Benjy Egel's weekly "City of Treats" newsletter includes stops in Elk Grove, Land Park and Downtown Sacramento.

Published on January 6, 2026

Exterior of Frank Fat's located at 806 L Street in Sacramento.

Sacramento restaurant Frank Fat's is one of many participating in the Dine Downtown this January.

Shelley Ho

The following is from City of Treats, a food and drink newsletter by Abridged Senior Food Editor Benjy Egel. Want it sent directly to your inbox? Sign up here.

We’re through the holidays, and into the new year. If dining out isn’t the first thing on your mind, you’re not alone.

January tends to be the weakest month of the year for many restaurants. December’s office parties are gone and Valentine’s Day is still a month away, but the cold, foggy, sometimes rainy skies that make you want to curl up on the couch have settled in.

The new year also brings new costs. It’s often the time for commercial rent increases, and California’s minimum wage just jumped 40 cents to $16.90/hour (though fast-food restaurants still start at $20/hour). Sacramento-area restaurateurs tell me about the rising cost of goods, which they often pass onto customers to stay afloat. Many of those customers are dealing with cost-of-living increases elsewhere in their lives, including housing prices and healthcare charges. If they need to cut costs, meals out seem a rational place to start.

But some local restaurants offer memorable experiences without breaking the bank, as we’ll explore below. Check out the Northern Chinese skewers at Da Fei Ge, or pop by the new Vic’s Ice Cream for a scoop and a house-roasted turkey sandwich. Downtown Sacramento and Elk Grove will both start restaurant weeks on Friday, which offer deals at more than 80 places combined. And since a splurge matters even more nowadays, consider spending it on Fassona beef, or on Calabash Caribbean’s curry goat.

Let’s eat!

Benjy’s Bites

Here’s my favorite item or two from a local restaurant this week. Send me yours at begel@kvie.org.

Da Fei Ge | 5635 Freeport Blvd., Suite 1, Sacramento | 916-391-2668

Da Fei Ge's skewers
Chicken skin, bacon-wrapped mushrooms and quail eggs on skewers at Da Fei Ge. (Benjy Egel)

Southside Park’s Binchoyaki gets all the buzz, but there’s a similar skewer shop hiding in South Land Park, albeit with a Northern Chinese lens and a divier interior. Da Fei Ge is the rare place to serve lamb testicles, chicken gristle, small fish called capelin still containing their roe and beef pizzle pierced by thin wooden spears, which customers tick off on paper menus.

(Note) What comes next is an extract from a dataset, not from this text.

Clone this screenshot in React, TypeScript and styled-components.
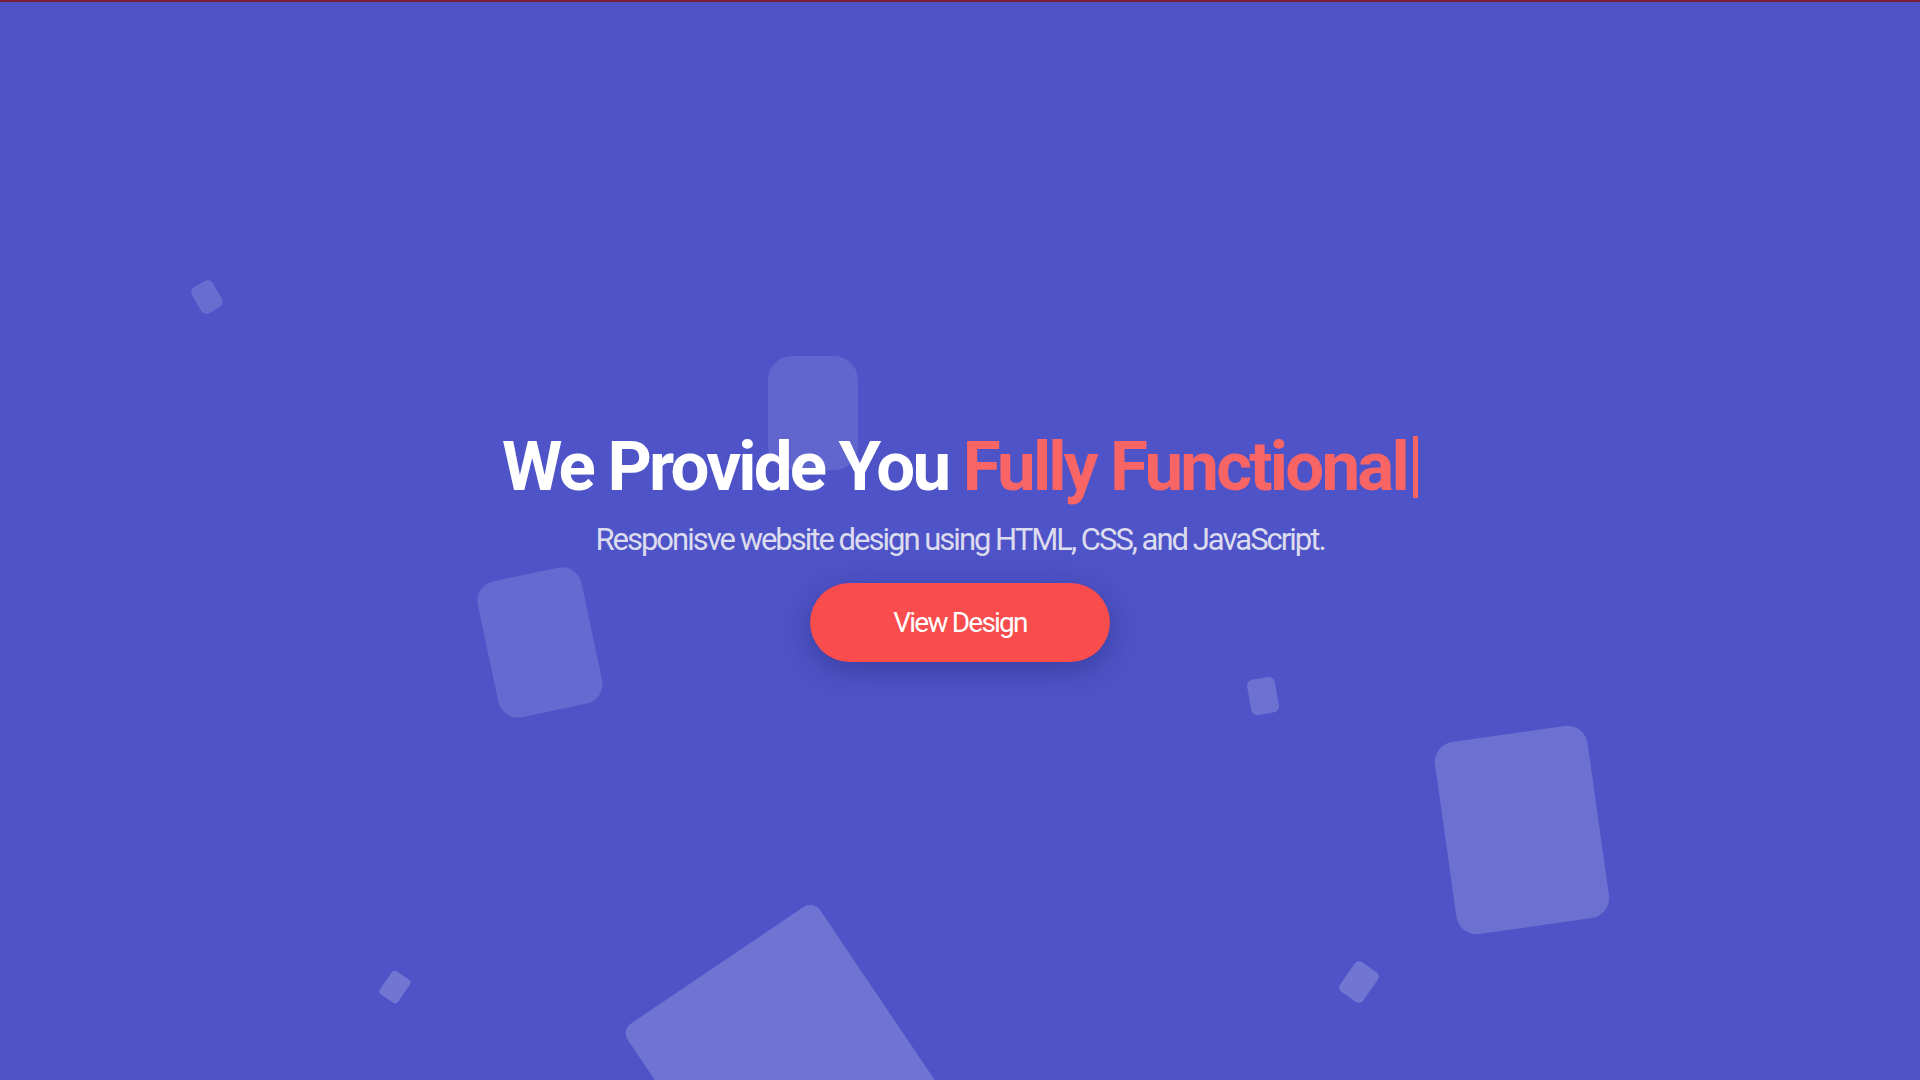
import React from 'react';
import styled, { createGlobalStyle } from 'styled-components';

const GlobalStyle = createGlobalStyle`
  html, body {
    margin: 0;
    padding: 0;
    overflow: hidden;
  }
  * {
    box-sizing: border-box;
  }
`;

type ShapeData = {
  x: number;
  y: number;
  w: number;
  h: number;
  rot: number;
  alpha: number;
  radius: number;
};

const shapes: ShapeData[] = [
  { x: 207, y: 297, w: 24, h: 30, rot: -30, alpha: 0.15, radius: 6 },
  { x: 813, y: 413, w: 90, h: 114, rot: 0, alpha: 0.11, radius: 24 },
  { x: 540, y: 642, w: 106, h: 139, rot: -12, alpha: 0.13, radius: 20 },
  { x: 1263, y: 696, w: 28, h: 36, rot: -10, alpha: 0.18, radius: 6 },
  { x: 1522, y: 830, w: 154, h: 194, rot: -8, alpha: 0.17, radius: 20 },
  { x: 395, y: 987, w: 22, h: 28, rot: 35, alpha: 0.2, radius: 4 },
  { x: 1359, y: 982, w: 28, h: 36, rot: 35, alpha: 0.2, radius: 5 },
  { x: 790, y: 1073, w: 232, h: 260, rot: -34, alpha: 0.19, radius: 12 },
];

const Hero = styled.section`
  position: relative;
  width: 100vw;
  height: 100vh;
  background: #4e54c8;
  border-top: 2px solid #7d1f3a;
  overflow: hidden;
  display: flex;
  justify-content: center;
  align-items: center;
  font-family: Roboto, 'Liberation Sans', sans-serif;
`;

const Shapes = styled.ul`
  position: absolute;
  inset: 0;
  margin: 0;
  padding: 0;
  list-style: none;
`;

const Shape = styled.li<{ $s: ShapeData }>`
  position: absolute;
  left: ${(p) => p.$s.x - p.$s.w / 2}px;
  top: ${(p) => p.$s.y - p.$s.h / 2 - 2}px;
  width: ${(p) => p.$s.w}px;
  height: ${(p) => p.$s.h}px;
  border-radius: ${(p) => p.$s.radius}px;
  background: rgba(255, 255, 255, ${(p) => p.$s.alpha});
  transform: rotate(${(p) => p.$s.rot}deg);
`;

const Content = styled.div`
  position: relative;
  z-index: 1;
  display: flex;
  flex-direction: column;
  align-items: center;
  margin-top: 12px;
`;

const Title = styled.h1`
  margin: 0;
  color: #ffffff;
  font-size: 69px;
  font-weight: 700;
  line-height: 1;
  letter-spacing: -2.8px;
  white-space: nowrap;
`;

const Accent = styled.span`
  color: #f96464;
`;

const Cursor = styled.span`
  display: inline-block;
  width: 5px;
  height: 62px;
  margin-left: 6px;
  vertical-align: -8px;
  background: #f96464;
`;

const Subtitle = styled.p`
  margin: 20px 0 0;
  color: #dcdcee;
  font-size: 31px;
  font-weight: 400;
  line-height: 1.2;
  letter-spacing: -2px;
`;

const Button = styled.button`
  margin-top: 25px;
  width: 300px;
  height: 79px;
  border: none;
  border-radius: 40px;
  background: #f94c4c;
  color: #ffffff;
  font-family: inherit;
  font-size: 28px;
  letter-spacing: -1.8px;
  box-shadow: 0 8px 30px rgba(20, 20, 80, 0.35);
  cursor: pointer;
`;

export default function App() {
  return (
    <>
      <GlobalStyle />
      <Hero>
        <Shapes>
          {shapes.map((s, i) => (
            <Shape key={i} $s={s} />
          ))}
        </Shapes>
        <Content>
          <Title>
            We Provide You <Accent>Fully Functional</Accent>
            <Cursor />
          </Title>
          <Subtitle>Responisve website design using HTML, CSS, and JavaScript.</Subtitle>
          <Button>View Design</Button>
        </Content>
      </Hero>
    </>
  );
}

All that meat, and yet: the potato skewers ($3 for two) stand out. Check the box for “spicy” to add chili powder to these salty tubers, and pick up some crackly chicken skin skewers ($4 for two) swirling around their sticks as well. The preserved meat clay pot ($13/small, $19/medium) excelled among Da Fei Ge’s heartier dishes, its pork belly slices and candylike Chinese sausage leading down to crispy rice on the black cauldron’s bottom.

Egel’s Nest

I live, play and cook in this community just like you. This recurring section is a window into my life outside of restaurants and bars, always with a food and/or drink angle.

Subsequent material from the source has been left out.